**EXERCISE DETAILS**
Report the count of lines that carry the string "page", and add nothing.

**DATASET ROWS**

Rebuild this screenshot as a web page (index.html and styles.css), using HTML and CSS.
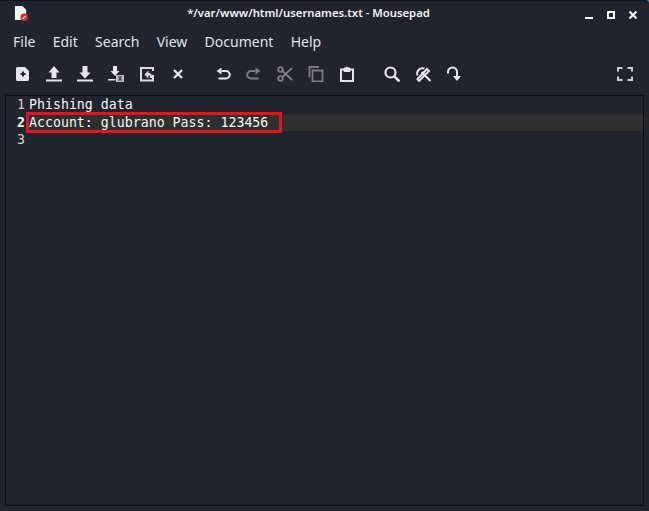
FILE: index.html
```html
<!doctype html>
<html lang="en-us">

<head>
    <meta charset="utf-8">
    <title>*/var/www/html/usernames.txt - Mousepad</title>
    <link rel="stylesheet" href="styles.css">
</head>

<body>
    <div class="window">
        <div class="titlebar">
            <svg class="app-icon" viewBox="0 0 16 16">
                <path d="M1 0h8l4 4v11H1z" fill="#f2f2f2"/>
                <circle cx="11" cy="12" r="4" fill="#d3232a"/>
                <path d="M9 14l3.500-3.500" stroke="#fff" stroke-width="1.300"/>
            </svg>
            <div class="title">*/var/www/html/usernames.txt - Mousepad</div>
            <div class="win-buttons">
                <svg width="8" height="8" viewBox="0 0 8 8"><path d="M0 6h8v2H0z" fill="#fff"/></svg>
                <svg width="8" height="8" viewBox="0 0 8 8"><path d="M0 0h8v8H0zM2 2v4h4V2z" fill="#fff" fill-rule="evenodd"/></svg>
                <svg width="8" height="8" viewBox="0 0 8 8"><path d="M.5.500l7 7M7.500.500l-7 7" stroke="#fff" stroke-width="2"/></svg>
            </div>
        </div>

        <div class="menubar">
            <span>File</span>
            <span>Edit</span>
            <span>Search</span>
            <span>View</span>
            <span>Document</span>
            <span>Help</span>
        </div>

        <div class="toolbar">
            <svg class="tool" viewBox="0 0 16 16"><path d="M2.500 1H10l4 4v8.500a1.500 1.500 0 0 1-1.500 1.500h-10A1.500 1.500 0 0 1 1 13.500v-11A1.500 1.500 0 0 1 2.500 1zM7 5.500V7H5.500v2H7v1.500h2V9h1.500V7H9V5.500z" fill="#e6e6e6" fill-rule="evenodd"/></svg>
            <svg class="tool" viewBox="0 0 16 16"><path d="M8 0l5.500 6.500H10.500V12h-5V6.500H2.500zM0 13.500h16V15.500H0z" fill="#e6e6e6"/></svg>
            <svg class="tool" viewBox="0 0 16 16"><path d="M5.500 0h5v6.500h3L8 12.500 2.500 6.500h3zM0 13.500h16V15.500H0z" fill="#e6e6e6"/></svg>
            <svg class="tool" viewBox="0 0 16 16"><path d="M5 0h4v5h2.500L7 10 2.500 5H5zM0 13h7.500v1.500H0z" fill="#e6e6e6"/><path d="M8 9h8v7H8z" fill="#bdbdbd"/><path d="M10 10.500h4v1h-1.300v2H14v1h-4v-1h1.300v-2H10z" fill="#333"/></svg>
            <svg class="tool" viewBox="0 0 16 16"><path d="M14 5V2H2v12.500h12V9" fill="none" stroke="#dcdcdc" stroke-width="2"/><path d="M5.500 8.500l4-4v2.500a3.500 3.500 0 0 1 3.500 3.500v1.500h-2v-1.500a1.500 1.500 0 0 0-1.500-1.500V12.500z" fill="#dcdcdc"/></svg>
            <svg class="tool" viewBox="0 0 16 16"><path d="M4 4l8 8M12 4l-8 8" stroke="#e6e6e6" stroke-width="2.400"/></svg>
            <i class="sep"></i>
            <svg class="tool" viewBox="0 0 16 16"><path d="M6.500 5h4.500a3.500 3.500 0 0 1 0 7.500H3.500" fill="none" stroke="#e6e6e6" stroke-width="2"/><path d="M6.500 1.500v7L1.500 5z" fill="#e6e6e6"/></svg>
            <svg class="tool" viewBox="0 0 16 16"><path d="M9.500 5H5a3.500 3.500 0 0 0 0 7.500h7.500" fill="none" stroke="#7d7d7d" stroke-width="2"/><path d="M9.500 1.500v7l5-3.500z" fill="#7d7d7d"/></svg>
            <svg class="tool" viewBox="0 0 16 16"><g fill="none" stroke="#7d7d7d" stroke-width="1.800"><circle cx="3.500" cy="3.500" r="2.300"/><circle cx="3.500" cy="12.500" r="2.300"/><path d="M5.500 5L15 14M5.500 11L15 2"/></g></svg>
            <svg class="tool" viewBox="0 0 16 16"><g fill="none" stroke="#7d7d7d" stroke-width="1.800"><path d="M1.500 11.500V1H11"/><path d="M4.500 4.500h10v11h-10z"/></g></svg>
            <svg class="tool" viewBox="0 0 16 16"><path d="M2 3.500h12v11.500H2z" fill="none" stroke="#e6e6e6" stroke-width="2"/><path d="M5 2h2a1 1 0 0 1 2 0h2v3.500H5z" fill="#e6e6e6" stroke="#e6e6e6"/></svg>
            <i class="sep"></i>
            <svg class="tool" viewBox="0 0 16 16"><circle cx="6.500" cy="6.500" r="5" fill="none" stroke="#e6e6e6" stroke-width="2.200"/><path d="M10 10l5.500 5.500" stroke="#e6e6e6" stroke-width="2.600"/></svg>
            <svg class="tool" viewBox="0 0 16 16"><path d="M9.500 2.500A5.500 5.500 0 0 0 2.500 9.500" fill="none" stroke="#e6e6e6" stroke-width="2"/><path d="M2.500 13L12 3l2 2L4 15zM6.500 6l9 9" stroke="#e6e6e6" stroke-width="2" fill="none"/></svg>
            <svg class="tool" viewBox="0 0 16 16"><path d="M2 7.500V6a4.500 4.500 0 0 1 9 0v5" fill="none" stroke="#e6e6e6" stroke-width="2"/><path d="M7 10h8l-4 5z" fill="#e6e6e6"/></svg>
            <svg class="tool fullscreen" viewBox="0 0 16 16"><path d="M5.500 2h-4.500v3.500M10.500 2h4.500v3.500M5.500 14h-4.500v-3.500M10.500 14h4.500v-3.500" fill="none" stroke="#d0d0d0" stroke-width="2"/></svg>
        </div>

        <div class="editor">
            <div class="line">
                <span class="num">1</span><span class="text">Phishing data</span>
            </div>
            <div class="line current">
                <span class="num">2</span><span class="text">Account: glubrano Pass: 123456</span>
            </div>
            <div class="line">
                <span class="num">3</span><span class="text"></span>
            </div>
        </div>
    </div>
</body>

</html>
```

FILE: styles.css
```css
html {
    background: #1d8fc9;
}

body {
    margin: 0;
    height: 511px;
    overflow: hidden;
    font-family: "Noto Sans", sans-serif;
}

.window {
    height: 511px;
    box-sizing: border-box;
    display: flex;
    flex-direction: column;
    color: #e8e8e8;
    background: #21242d;
    border-top: 1px solid #14161c;
    border-top-right-radius: 4px;
}

.titlebar {
    height: 26px;
    display: flex;
    align-items: center;
    padding: 0 12px 0 14px;
}

.app-icon {
    width: 15px;
    height: 15px;
    margin-top: -1px;
}

.title {
    flex: 1;
    text-align: center;
    color: #f2f2f2;
    font-size: 11.300px;
    font-weight: 600;
    margin-left: 3px;
    margin-top: -3px;
}

.win-buttons {
    display: flex;
    gap: 14px;
    margin-top: 1px;
}

.menubar {
    height: 28px;
    box-sizing: border-box;
    display: flex;
    gap: 17.300px;
    align-items: center;
    padding: 2px 13px 0;
    font-size: 14px;
    color: #dfe3ea;
    border-bottom: 1px solid #1f2129;
}

.toolbar {
    height: 38px;
    display: flex;
    align-items: center;
    padding: 0 16px 0 15px;
    gap: 15px;
}

.tool {
    width: 16px;
    height: 16px;
    flex: none;
}

.sep {
    width: 1px;
    height: 28px;
    background: #24262f;
    margin: 0 -1px;
}

.fullscreen {
    margin-left: auto;
}

.editor {
    flex: 1;
    margin: 2px 5px 5px 5px;
    border: 1px solid #0e0f14;
    font-family: "DejaVu Sans Mono", monospace;
    font-size: 13.250px;
    color: #f5f5f5;
}

.line {
    height: 17.700px;
    line-height: 17.700px;
    display: flex;
}

.num {
    width: 19px;
    flex: none;
    text-align: right;
    color: #d0d0d0;
}

.text {
    margin-left: 4px;
    position: relative;
}

.current {
    background: linear-gradient(to right, transparent 20px, #2f2f2f 20px);
}

.current .num {
    font-weight: bold;
    color: #fff;
}

/* red marker drawn over the screenshot */
.current .text::after {
    content: "";
    position: absolute;
    left: -3px;
    right: -14px;
    top: -1.700px;
    bottom: -1.600px;
    border: 3px solid #e5131d;
    box-sizing: border-box;
}
```
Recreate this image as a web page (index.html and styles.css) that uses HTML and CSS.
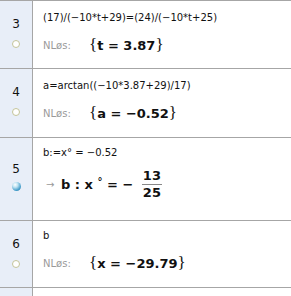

**FULL SOLUTION**
2